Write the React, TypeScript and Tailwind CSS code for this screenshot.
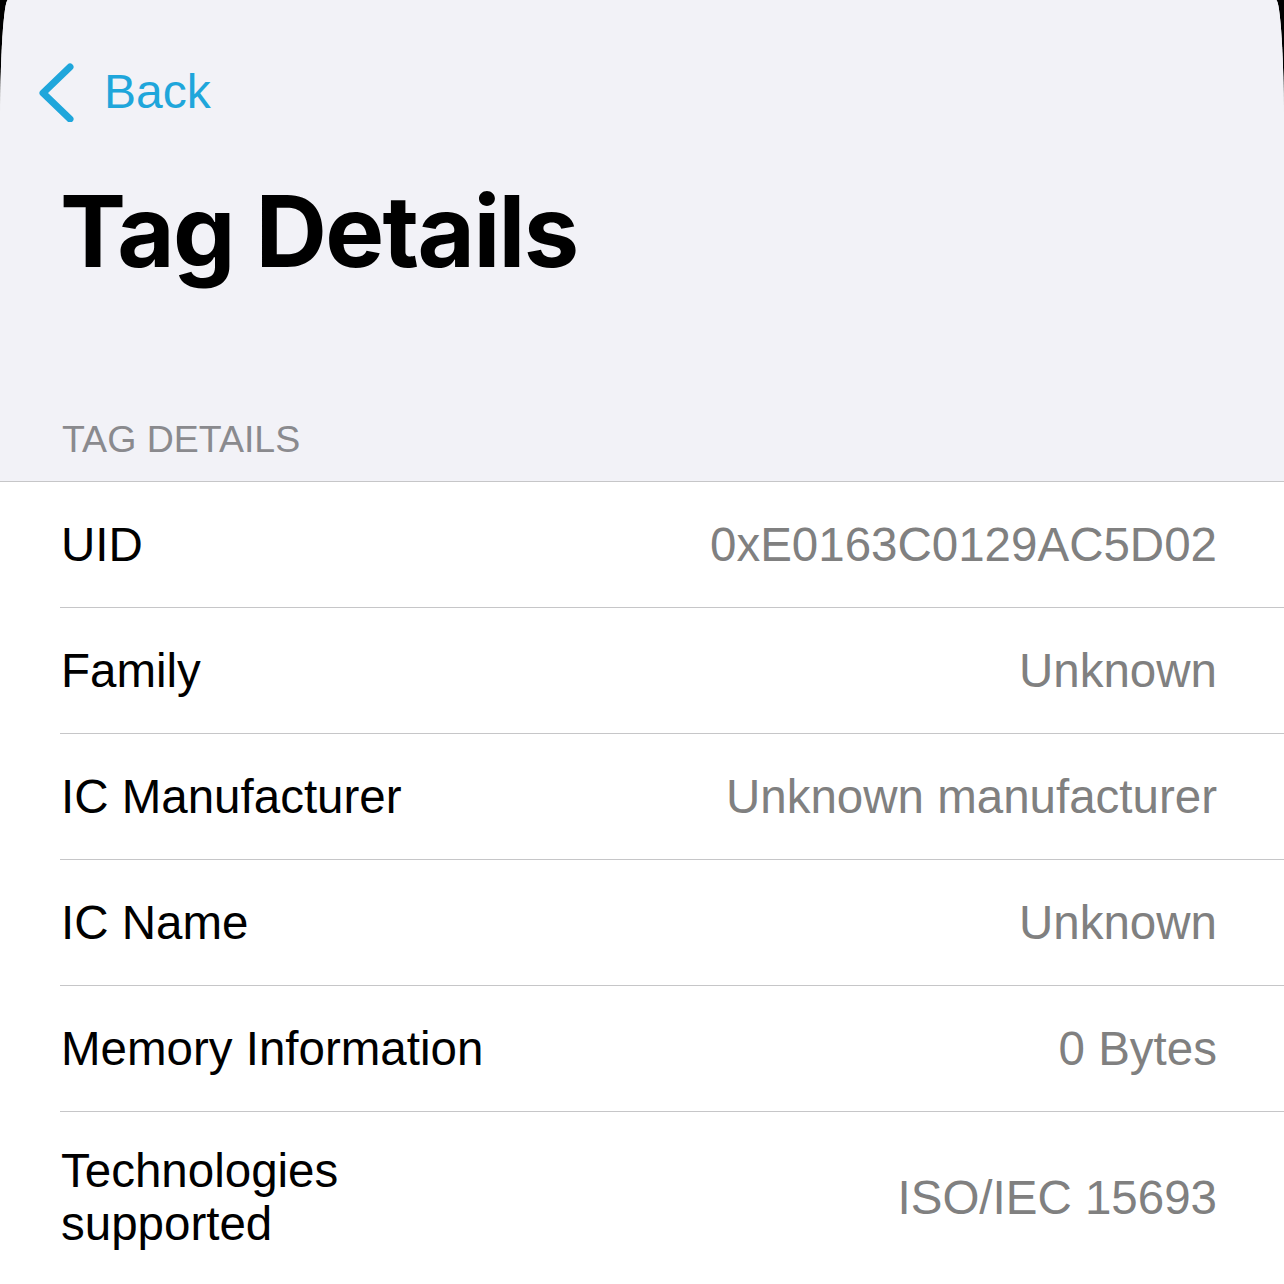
import React from "react";

const rows: { label: string; value: string }[] = [
  { label: "UID", value: "0xE0163C0129AC5D02" },
  { label: "Family", value: "Unknown" },
  { label: "IC Manufacturer", value: "Unknown manufacturer" },
  { label: "IC Name", value: "Unknown" },
  { label: "Memory Information", value: "0 Bytes" },
];

export default function App() {
  return (
    <div className="w-[1284px] h-[1284px] bg-black overflow-hidden">
      <div
        className="h-full bg-white rounded-t-[8px_130px] overflow-hidden"
        style={{ fontFamily: '"Liberation Sans", Arial, sans-serif' }}
      >
        <div className="h-[482px] bg-[#f2f2f7] border-b border-[#c6c6c8] flex flex-col">
          <div className="mt-[62px] h-[60px] flex items-center pl-[38px]">
            <svg width="40" height="60" viewBox="0 0 40 60" className="shrink-0">
              <path
                d="M32 5 L5 31 L32 57"
                fill="none"
                stroke="#1fa6db"
                strokeWidth="7"
                strokeLinecap="round"
                strokeLinejoin="round"
              />
            </svg>
            <span className="ml-[26px] text-[48px] leading-none text-[#1fa6db]">Back</span>
          </div>
          <h1
            className="mt-[60px] pl-[60px] text-[99px] leading-none font-bold text-black tracking-[-1.7px]"
            style={{ fontFamily: 'Inter, "Liberation Sans", sans-serif' }}
          >
            Tag Details
          </h1>
          <div className="mt-auto pl-[62px] pb-[23px] text-[37.5px] leading-none text-[#8a8a8e]">
            TAG DETAILS
          </div>
        </div>
        <div className="pl-[60px]">
          {rows.map((r) => (
            <div
              key={r.label}
              className="h-[126px] flex items-center justify-between pr-[67px] border-b border-[#c6c6c8] text-[47.5px] leading-[54px]"
            >
              <span className="pl-[1px] text-black">{r.label}</span>
              <span className="text-[#808080]">{r.value}</span>
            </div>
          ))}
          <div className="pt-[32px] pb-[36px] flex items-center justify-between pr-[67px] text-[47.5px] leading-[53px]">
            <span className="pl-[1px] w-[360px] text-black">Technologies supported</span>
            <span className="text-[#808080]">ISO/IEC 15693</span>
          </div>
        </div>
      </div>
    </div>
  );
}
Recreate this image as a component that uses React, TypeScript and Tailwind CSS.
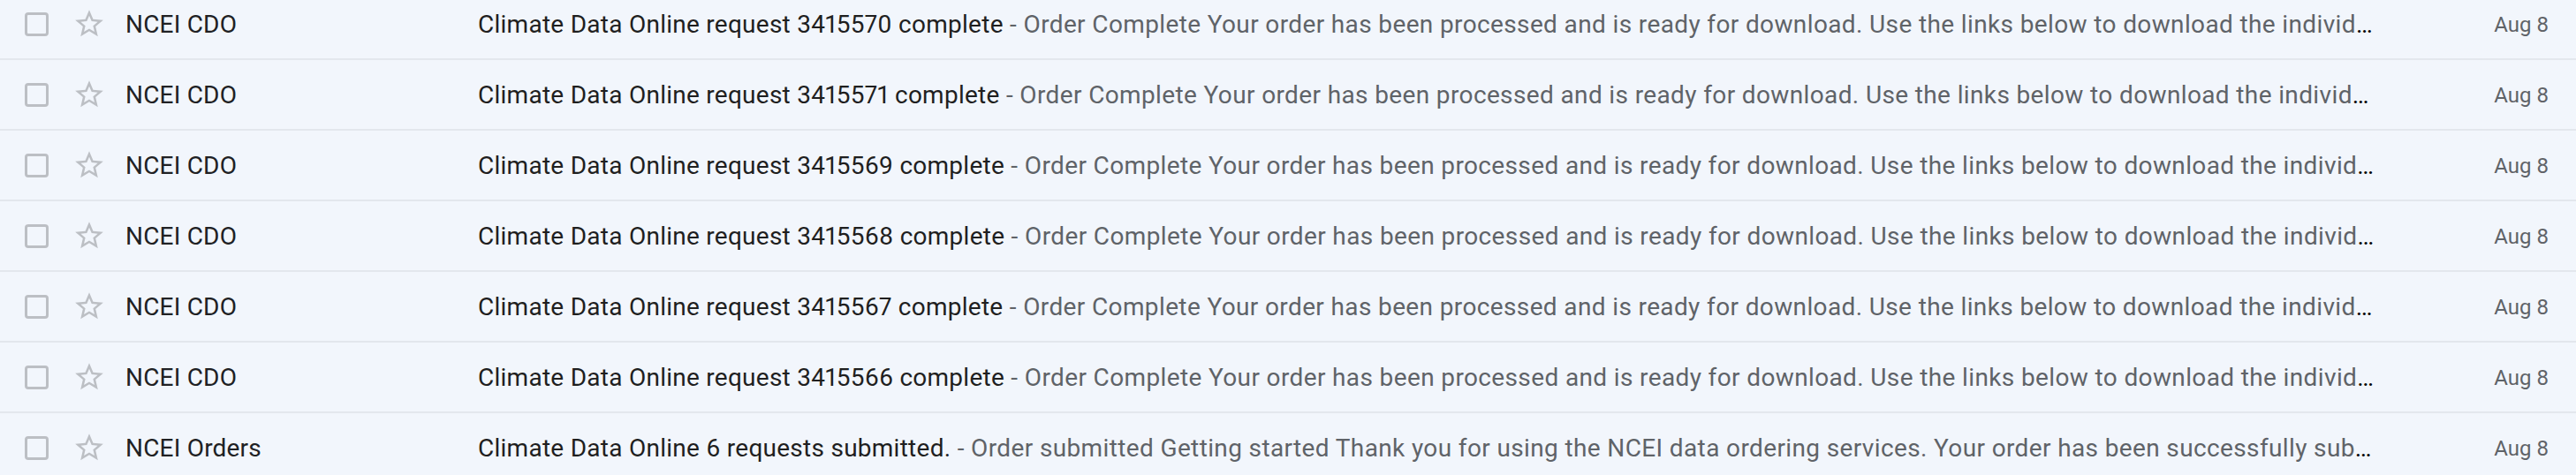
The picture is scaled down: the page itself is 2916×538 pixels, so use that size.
import React from "react";

type Row = { sender: string; subject: string; snippet: string; date: string };

const snippetCDO =
  "Order Complete Your order has been processed and is ready for download. Use the links below to download the individual files for your order. Thank you for using NCEI services.";

const rows: Row[] = [
  { sender: "NCEI CDO", subject: "Climate Data Online request 3415570 complete", snippet: snippetCDO, date: "Aug 8" },
  { sender: "NCEI CDO", subject: "Climate Data Online request 3415571 complete", snippet: snippetCDO, date: "Aug 8" },
  { sender: "NCEI CDO", subject: "Climate Data Online request 3415569 complete", snippet: snippetCDO, date: "Aug 8" },
  { sender: "NCEI CDO", subject: "Climate Data Online request 3415568 complete", snippet: snippetCDO, date: "Aug 8" },
  { sender: "NCEI CDO", subject: "Climate Data Online request 3415567 complete", snippet: snippetCDO, date: "Aug 8" },
  { sender: "NCEI CDO", subject: "Climate Data Online request 3415566 complete", snippet: snippetCDO, date: "Aug 8" },
  {
    sender: "NCEI Orders",
    subject: "Climate Data Online 6 requests submitted.",
    snippet:
      "Order submitted Getting started Thank you for using the NCEI data ordering services. Your order has been successfully submitted and will be processed shortly.",
    date: "Aug 8",
  },
];

function StarOutline() {
  return (
    <svg viewBox="0 0 24 24" className="w-[38px] h-[38px] shrink-0" fill="#bcbfc4">
      <path d="M22 9.24l-7.19-.62L12 2 9.19 8.63 2 9.24l5.46 4.73L5.82 21 12 17.27 18.18 21l-1.63-7.03L22 9.24zM12 15.4l-3.76 2.27 1-4.28-3.32-2.88 4.38-.38L12 6.1l1.71 4.04 4.38.38-3.32 2.88 1 4.28L12 15.4z" />
    </svg>
  );
}

export default function App() {
  return (
    <div
      className="w-[2916px] h-[538px] overflow-hidden bg-[#f2f6fc]"
      style={{ fontFamily: "Roboto, 'Liberation Sans', sans-serif" }}
    >
      <div className="-mt-[12px]">
        {rows.map((r, i) => (
          <div
            key={i}
            className="flex items-center h-[80px] border-b-2 border-[#e3e7ed] bg-[#f2f6fc]"
          >
            <div className="w-[28px] shrink-0" />
            <div className="w-[27px] h-[27px] shrink-0 rounded-[4px] border-[3px] border-[#bcbfc4]" />
            <div className="w-[27px] shrink-0" />
            <StarOutline />
            <div className="w-[22px] shrink-0" />
            <div className="w-[399px] shrink-0 mt-[2px] text-[28px] tracking-[0.2px] text-[#202124] whitespace-nowrap overflow-hidden">
              {r.sender}
            </div>
            <div className="flex-1 min-w-0 mt-[2px] text-[28px] proportional-nums whitespace-nowrap overflow-hidden text-ellipsis">
              <span className="text-[#1f1f1f] tracking-[0.26px]">{r.subject}</span>
              <span className="text-[#5f6368] tracking-[0.37px]"> - {r.snippet}</span>
            </div>
            <div className="w-[226px] shrink-0 mt-[2px] pr-[31px] text-right text-[24px] text-[#5f6368] whitespace-nowrap">
              {r.date}
            </div>
          </div>
        ))}
      </div>
    </div>
  );
}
═══
> [Task objective]: Repeat the preceding records precisely, and leave every picture out of the copy.

> [Exercise result]:
Write the React, TypeScript and Tailwind CSS code for this screenshot.
import React from "react";

const rows: { label: string; value: string }[] = [
  { label: "UID", value: "0xE0163C0129AC5D02" },
  { label: "Family", value: "Unknown" },
  { label: "IC Manufacturer", value: "Unknown manufacturer" },
  { label: "IC Name", value: "Unknown" },
  { label: "Memory Information", value: "0 Bytes" },
];

export default function App() {
  return (
    <div className="w-[1284px] h-[1284px] bg-black overflow-hidden">
      <div
        className="h-full bg-white rounded-t-[8px_130px] overflow-hidden"
        style={{ fontFamily: '"Liberation Sans", Arial, sans-serif' }}
      >
        <div className="h-[482px] bg-[#f2f2f7] border-b border-[#c6c6c8] flex flex-col">
          <div className="mt-[62px] h-[60px] flex items-center pl-[38px]">
            <svg width="40" height="60" viewBox="0 0 40 60" className="shrink-0">
              <path
                d="M32 5 L5 31 L32 57"
                fill="none"
                stroke="#1fa6db"
                strokeWidth="7"
                strokeLinecap="round"
                strokeLinejoin="round"
              />
            </svg>
            <span className="ml-[26px] text-[48px] leading-none text-[#1fa6db]">Back</span>
          </div>
          <h1
            className="mt-[60px] pl-[60px] text-[99px] leading-none font-bold text-black tracking-[-1.7px]"
            style={{ fontFamily: 'Inter, "Liberation Sans", sans-serif' }}
          >
            Tag Details
          </h1>
          <div className="mt-auto pl-[62px] pb-[23px] text-[37.5px] leading-none text-[#8a8a8e]">
            TAG DETAILS
          </div>
        </div>
        <div className="pl-[60px]">
          {rows.map((r) => (
            <div
              key={r.label}
              className="h-[126px] flex items-center justify-between pr-[67px] border-b border-[#c6c6c8] text-[47.5px] leading-[54px]"
            >
              <span className="pl-[1px] text-black">{r.label}</span>
              <span className="text-[#808080]">{r.value}</span>
            </div>
          ))}
          <div className="pt-[32px] pb-[36px] flex items-center justify-between pr-[67px] text-[47.5px] leading-[53px]">
            <span className="pl-[1px] w-[360px] text-black">Technologies supported</span>
            <span className="text-[#808080]">ISO/IEC 15693</span>
          </div>
        </div>
      </div>
    </div>
  );
}
Recreate this image as a component that uses React, TypeScript and Tailwind CSS.
The picture is scaled down: the page itself is 2916×538 pixels, so use that size.
import React from "react";

type Row = { sender: string; subject: string; snippet: string; date: string };

const snippetCDO =
  "Order Complete Your order has been processed and is ready for download. Use the links below to download the individual files for your order. Thank you for using NCEI services.";

const rows: Row[] = [
  { sender: "NCEI CDO", subject: "Climate Data Online request 3415570 complete", snippet: snippetCDO, date: "Aug 8" },
  { sender: "NCEI CDO", subject: "Climate Data Online request 3415571 complete", snippet: snippetCDO, date: "Aug 8" },
  { sender: "NCEI CDO", subject: "Climate Data Online request 3415569 complete", snippet: snippetCDO, date: "Aug 8" },
  { sender: "NCEI CDO", subject: "Climate Data Online request 3415568 complete", snippet: snippetCDO, date: "Aug 8" },
  { sender: "NCEI CDO", subject: "Climate Data Online request 3415567 complete", snippet: snippetCDO, date: "Aug 8" },
  { sender: "NCEI CDO", subject: "Climate Data Online request 3415566 complete", snippet: snippetCDO, date: "Aug 8" },
  {
    sender: "NCEI Orders",
    subject: "Climate Data Online 6 requests submitted.",
    snippet:
      "Order submitted Getting started Thank you for using the NCEI data ordering services. Your order has been successfully submitted and will be processed shortly.",
    date: "Aug 8",
  },
];

function StarOutline() {
  return (
    <svg viewBox="0 0 24 24" className="w-[38px] h-[38px] shrink-0" fill="#bcbfc4">
      <path d="M22 9.24l-7.19-.62L12 2 9.19 8.63 2 9.24l5.46 4.73L5.82 21 12 17.27 18.18 21l-1.63-7.03L22 9.24zM12 15.4l-3.76 2.27 1-4.28-3.32-2.88 4.38-.38L12 6.1l1.71 4.04 4.38.38-3.32 2.88 1 4.28L12 15.4z" />
    </svg>
  );
}

export default function App() {
  return (
    <div
      className="w-[2916px] h-[538px] overflow-hidden bg-[#f2f6fc]"
      style={{ fontFamily: "Roboto, 'Liberation Sans', sans-serif" }}
    >
      <div className="-mt-[12px]">
        {rows.map((r, i) => (
          <div
            key={i}
            className="flex items-center h-[80px] border-b-2 border-[#e3e7ed] bg-[#f2f6fc]"
          >
            <div className="w-[28px] shrink-0" />
            <div className="w-[27px] h-[27px] shrink-0 rounded-[4px] border-[3px] border-[#bcbfc4]" />
            <div className="w-[27px] shrink-0" />
            <StarOutline />
            <div className="w-[22px] shrink-0" />
            <div className="w-[399px] shrink-0 mt-[2px] text-[28px] tracking-[0.2px] text-[#202124] whitespace-nowrap overflow-hidden">
              {r.sender}
            </div>
            <div className="flex-1 min-w-0 mt-[2px] text-[28px] proportional-nums whitespace-nowrap overflow-hidden text-ellipsis">
              <span className="text-[#1f1f1f] tracking-[0.26px]">{r.subject}</span>
              <span className="text-[#5f6368] tracking-[0.37px]"> - {r.snippet}</span>
            </div>
            <div className="w-[226px] shrink-0 mt-[2px] pr-[31px] text-right text-[24px] text-[#5f6368] whitespace-nowrap">
              {r.date}
            </div>
          </div>
        ))}
      </div>
    </div>
  );
}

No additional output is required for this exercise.